If any person believe that the pain the current West Indian cricketer feels in defeat is not real, he is sadly mistaken. The oft-repeated allegation that the current West Indian cricketer has neither pride nor patriotism, but play only for money is, on its face, ridiculous. Frankly, if that were the case, the greedier they are, the harder they would play.

It is not useful and usually unwise to compare sportsmen from different generations. That said, a young Sir Gary and many of his illustrious team mates were not boy scouts; and Fire in Babylon notwithstanding, they were not particularly politically sensitive, although Sir Viv was properly recognized as a black nationalist. Most of them were, as today’s players are, principled young men, PERHAPS with better public school education, and more settled home lives.

The politics of Apartheid and the Packer revolution brought them to maturity abruptly, with scars that last to today. That most of them played county cricket regularly in England is a circumstance that is often conveniently forgotten.

History and weather help to make cricket popular in the region, but West Indians must not believe that they have some unique ability to play the game that will lead to international success without careful planning and investment. It is not unreasonable to believe that a region that was either a leader or a dominant force in the game for almost the entire second half of the twentieth century can again become competitive.

It is less reasonable to say that such a region must necessarily again become dominant.

Things will not turn out well for such a region if its leaders and moulders of opinion place the responsibility for resurgence primarily on the players. The two latest fiascos in West Indian cricket speak volumes. In the latest, a recently hired head coach was suspended on the eve of a tour, and replaced by a selector, who, by his vote, was partly responsible for the impugned reaction of the head coach, the dispute having arisen because the majority of selectors denied the Chairman of selectors, the head coach, and the captain their choice of including two players whom they reasonably believed could contribute, in a fifteen man squad.

The penultimate one, which is not unrelated to the last, arose because the team was sent on tour without a contract, with most of its members coming to realise during the tour that they were being paid some 70% less than they thought. That the team was expected to perform even modestly well in those circumstances surely means that those responsible for the suspension did not believe that a head coach was truly important in the scheme of things.
For West Indies cricket to become competitive again some common sense policies must be put in place, both for the short and the long term. I do not know enough to speak about the long run other than to say I hold in high regard those responsible for recommendations made in the Patterson and Wilkins report that deal mainly with governance issues.
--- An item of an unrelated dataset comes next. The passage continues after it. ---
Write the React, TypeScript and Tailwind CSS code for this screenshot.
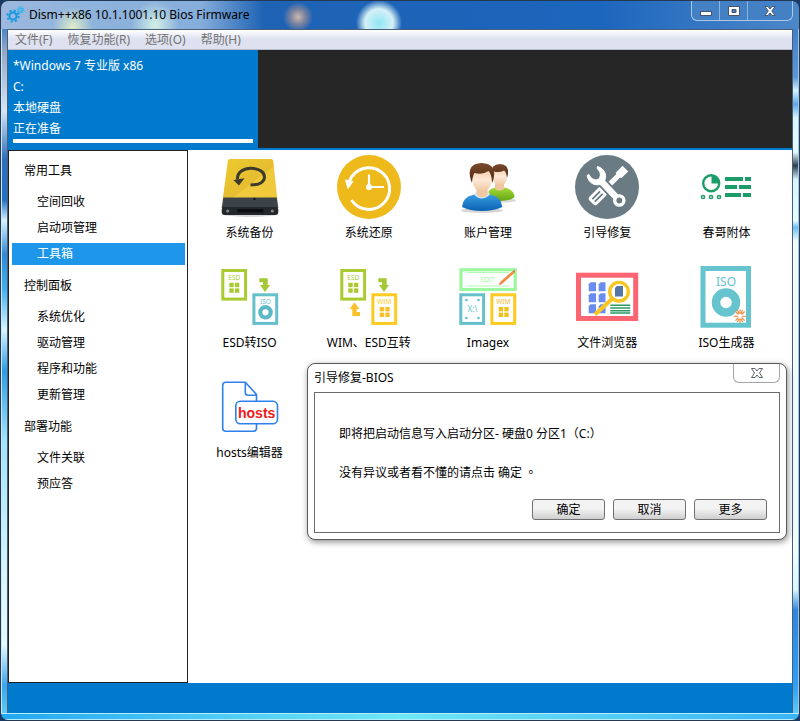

For the short run the following need to be implemented immediately by the W.I.B.C.:

*In general the administrators must accept that the players need help, and that players are immeasurably more important to the region than are the administrators

*Institute an innovative policy of improving communications between the coaching staff and players during games to provide more control of the coaching staff over the team during games than generally obtain in the game internationally.

*Stop the practice of changing captains and coaches as punitive measures.

*Do not limit the supply of available talent for international encounters by having too many exclusionary rules

*Encourage those who have demonstrated talent, even if inconsistently, to join the ranks.

*Improve the communications and relationships between administrators and cricketers.

*Hire a support staff at least as well-qualified as that of the best team, and make a Sports Psychologist a priority.

*Pay a great deal of attention to the facilities which the players must use – from the pitch to the toilet facilities.

*Demonstrate clearly to the players that their interests and their views are valued.

*Recognise that the administration has neither the power to, nor the interest in, limiting economic opportunities for cricketers.

*Make peace with all sectors of the media.

*Stop acting as if the W.I.C.B is a secret society.